I am experimenting here with boxed type unions (||[A, B] is basically a glorified Either with transparent flattening of the structure and hidden left/right options). Minus is part of type arithmetic I want to implement: in the last line I demand that the compiler provides evidence that SA||SB - Nothing = SA||SB. More generally, I expect an implicit minus[A,B,C] to exist if and only if C is the smallest type containing all values from A and none values of B. What's more, I expect it to find sch evidence even if C is unknown, only from A,B, so I can try to implement implicit evidence allowing for automatic conversion of any type union to some normalized form. eventually, I want to find such combination of implicit methods providing Normalized values, that I will be able to write something like this:

def normalize[A,B,N](v :A || B)(implicit :Normalized[A || B, N]) :N
val a :Int || java.sql.Date || Int || String || java.lang.Date = ...
val n = normalize(a) //n is of type Int || java.lang.Date || String

So the compiler, with a help of set of rules enforced by implicit methods, should be able to simplify a union type by getting rid of parts which are dominated by other parts. For that, I must be able to i plement set subtraction on types.

I know that I'm probably far in enemy teritory with this and any compiler change might break the whole program depending on this, but I treat it primarily as a puzzle and a proof of concept. Once I get to know what's possible, I will start to think what's sensible.

So the specific question is: does anybody know what's exactly wrong with the above code and can if it can be fixed?

Answer 1

EDIT: I rewrote this answer to focus on Minus:

I swap the implicit ConformsTo rule in minus. In nothing and self you check U ConformsTo C. You should do the same in left and right:

final class Minus[U, C, T] extends SupportingEvidence

object Minus {

  implicit def nothing[U, C](implicit atom: Atom[U], conforms: U ConformsTo C): Minus[U, C, Nothing] =
      certify[U, C, Nothing]

  implicit def self[U, C](implicit atom: Atom[U], diff: Not[U ConformsTo C]): Minus[U, C, U] =
      certify[U, C, U]

  implicit def left[A, B, C, T](implicit left: Minus[A, C, T],
                                leftSomething: Not[A ConformsTo C],
                                rightNothing: B ConformsTo C): Minus[A || B, C, T] =
      certify[A || B, C, T]

  implicit def right[A, B, C, T](implicit leftNothing: A ConformsTo C,
                                 right: Minus[B, C, T]): Minus[A || B, C, T] =
      certify[A || B, C, T]

  implicit def union[A, B, C, L, R](implicit //atom: Atom[C],
                                    leftSomething: Not[A ConformsTo C],
                                    rightSomething: Not[B ConformsTo C],
                                    left: Minus[A, C, L],
                                    right: Minus[B, C, R]): Minus[A || B, C, L || R] =
      certify[A || B, C, L || R]

  def certify[U, C, T] = nothingMinusNothingIsNothing.asInstanceOf[Minus[U, C, T]]

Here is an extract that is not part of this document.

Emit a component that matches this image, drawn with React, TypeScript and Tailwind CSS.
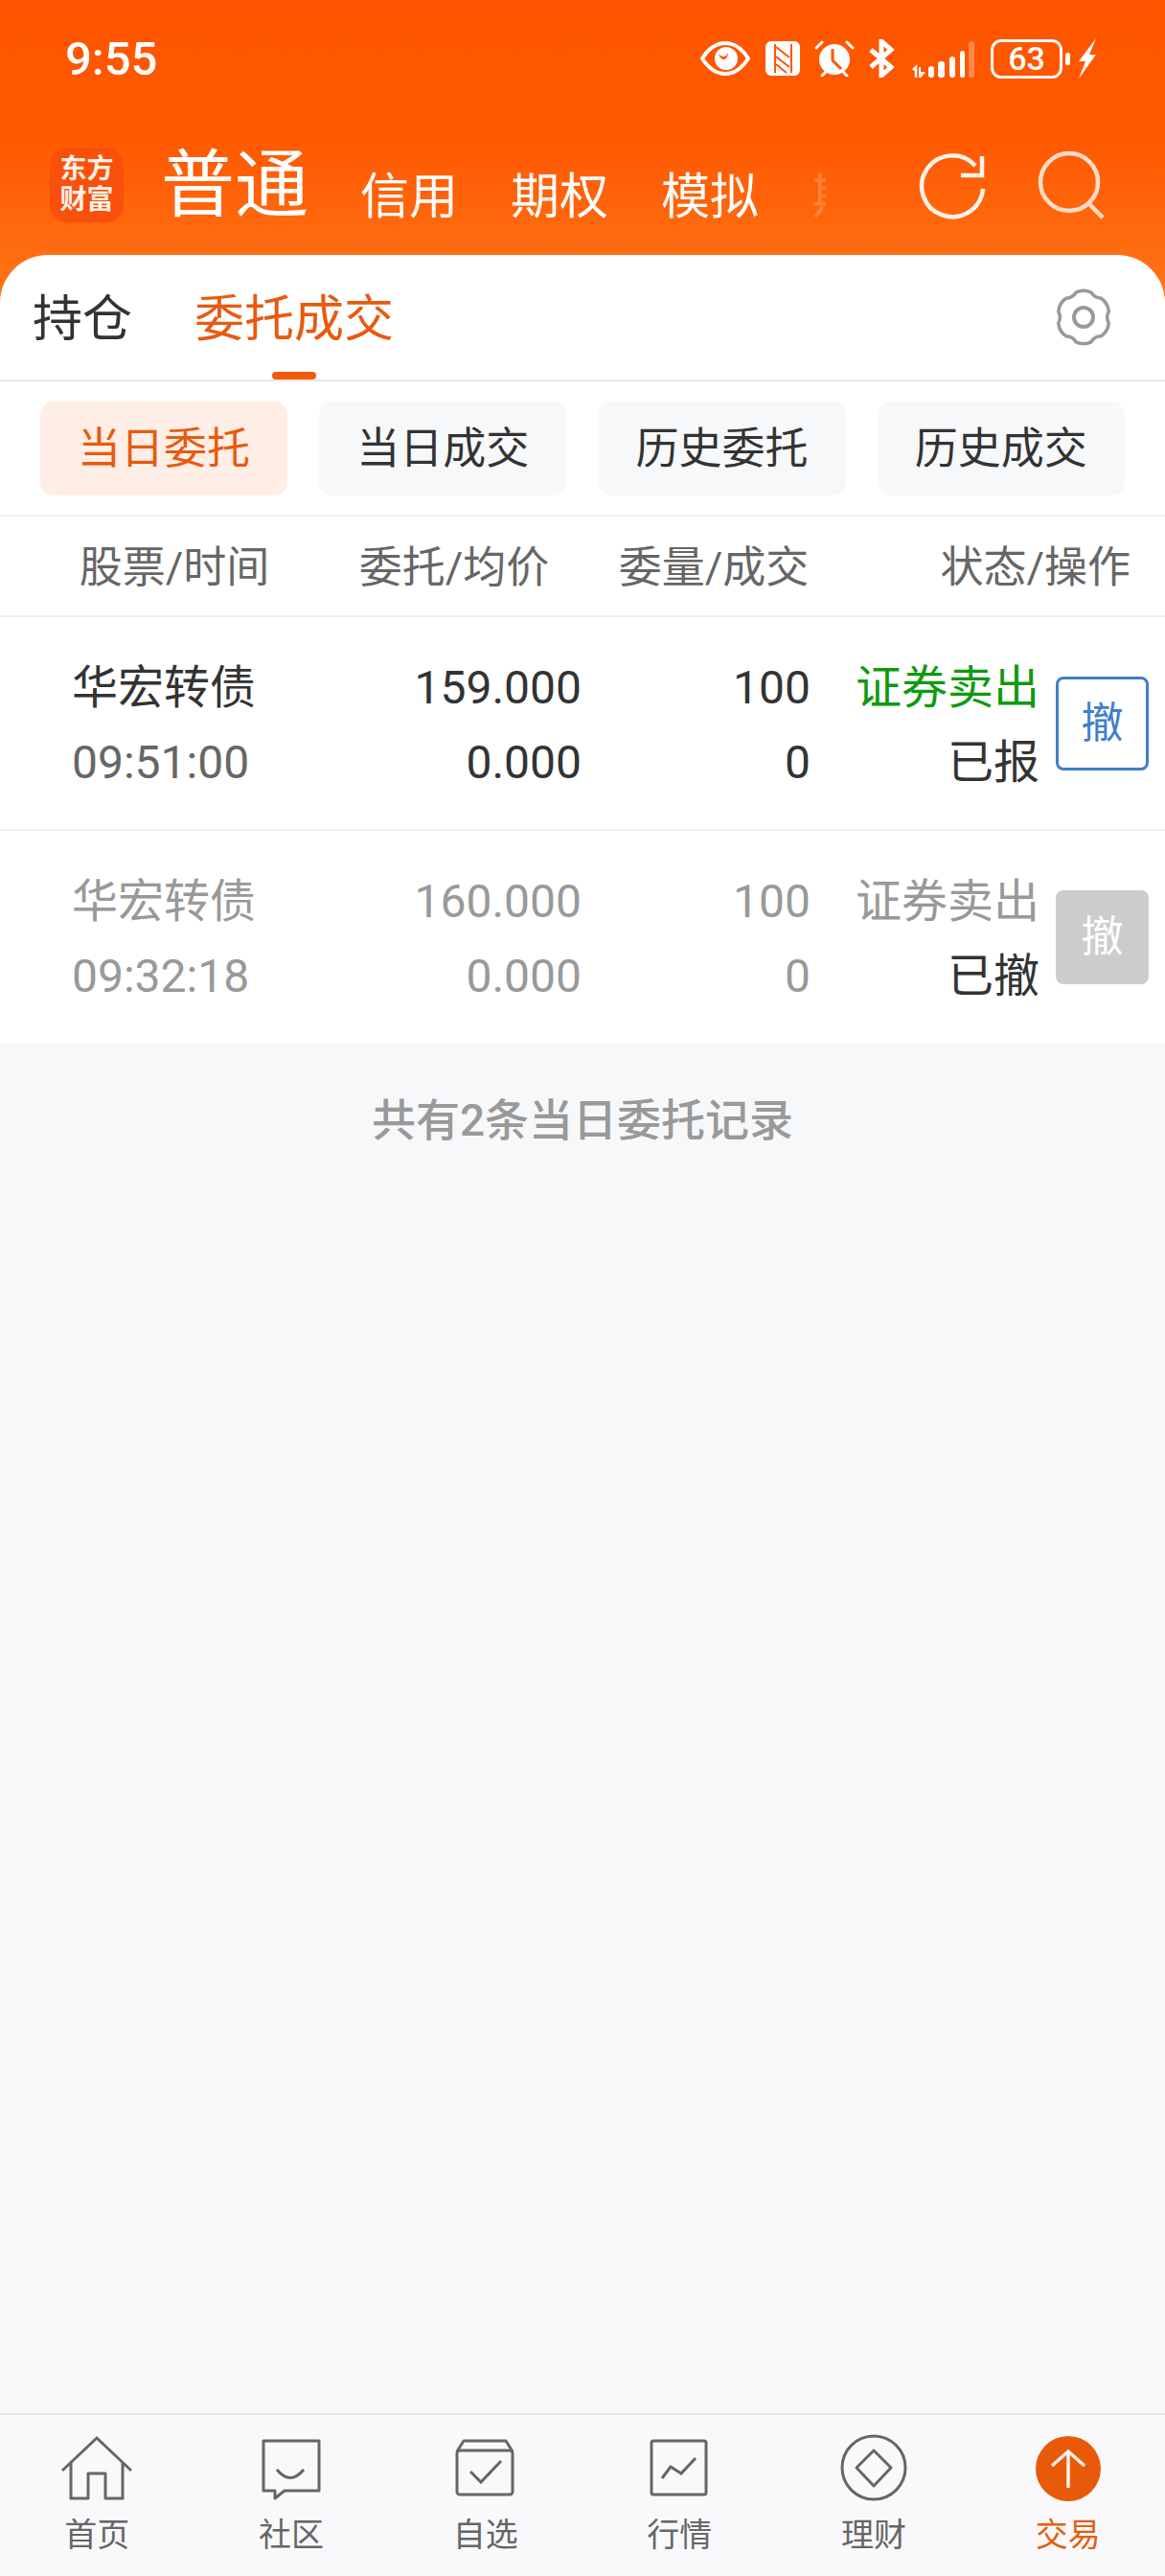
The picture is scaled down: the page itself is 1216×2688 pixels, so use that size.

  val nothingMinusNothingIsNothing = new Minus[Nothing, Nothing, Nothing]
}

It allows you to check:

trait Animal
trait Car
trait Cow extends Animal
trait Barking
class Dog extends Animal with Barking

implicitly[Minus[Dog, Animal, Nothing]]
implicitly[Minus[Dog, Barking, Nothing]]
implicitly[Minus[Cow, Barking, Cow]]
implicitly[Minus[Cow, Animal with Barking, Cow]]

implicitly[Minus[Dog || Cow, Barking, Cow]]
implicitly[Minus[Cow || Dog, Barking, Cow]]
implicitly[Minus[Cow || Car, Barking, Cow || Car]]